Daniel Elfenbein, Ph.D., joins the Olin School of Business as assistant professor of organization and strategy. Once he earned a Ph.D. from Harvard University in 2004, Elfenbein worked as a lecturer at the Haas School of Business, University of California, Berkeley. From 2000-01, he served as staff economist on the President’s Council of Economic Advisers, advising the Clinton Administration on industrial organization policy. Elfen-bein’s areas of expertise include business policy and strategy, organizational economics and technology management. His research centers on governance of complex transactions, markets for intellectual property, incentives in organizations and university-industry technology transfer.
Richard Frankel, Ph.D., comes to the Olin School of Business as associate professor of accounting. Frankel served as associate professor of accounting at Massachusetts Institute of Technology’s Sloan School prior to joining Olin in 2005. Frankel’s areas of expertise include investor relations and valuation. His research focuses on investor relations strategy, working capital management and investment strategies based on behavioral biases. He teaches financial accounting and financial statement analysis.

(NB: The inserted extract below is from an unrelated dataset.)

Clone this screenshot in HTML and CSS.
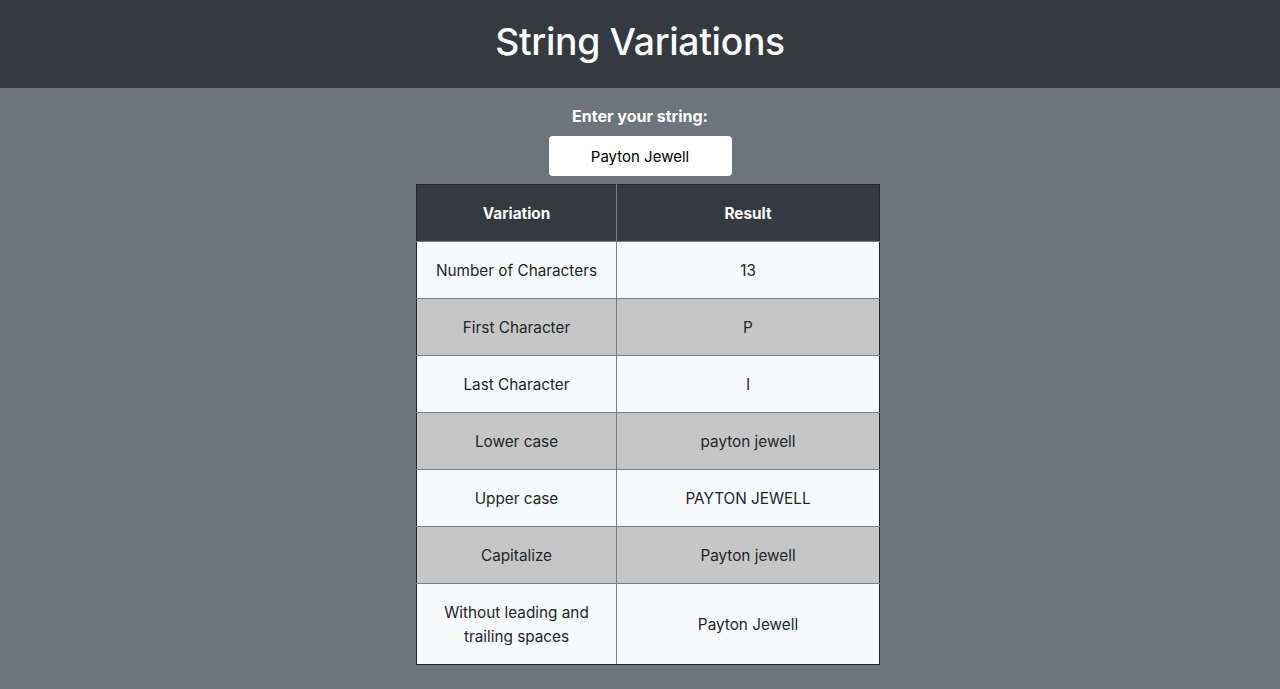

Armando Gomes, Ph.D., is a new associate professor of finance at the Olin School of Business. Gomes was assistant professor of finance at the University of Pennsylvania from 1997-2005. Gomes’ areas of expertise include corporate finance and microeconomic theory. His research focuses on corporate finance (empirical and theory), mergers and acquisitions, corporate governance and economic theory. Gomes has received several awards, including the First Prize, Geewax, Terker & Company Prize for Financial Research (2004) and the NASDAQ Educational Foundation Research Fellowship (2004).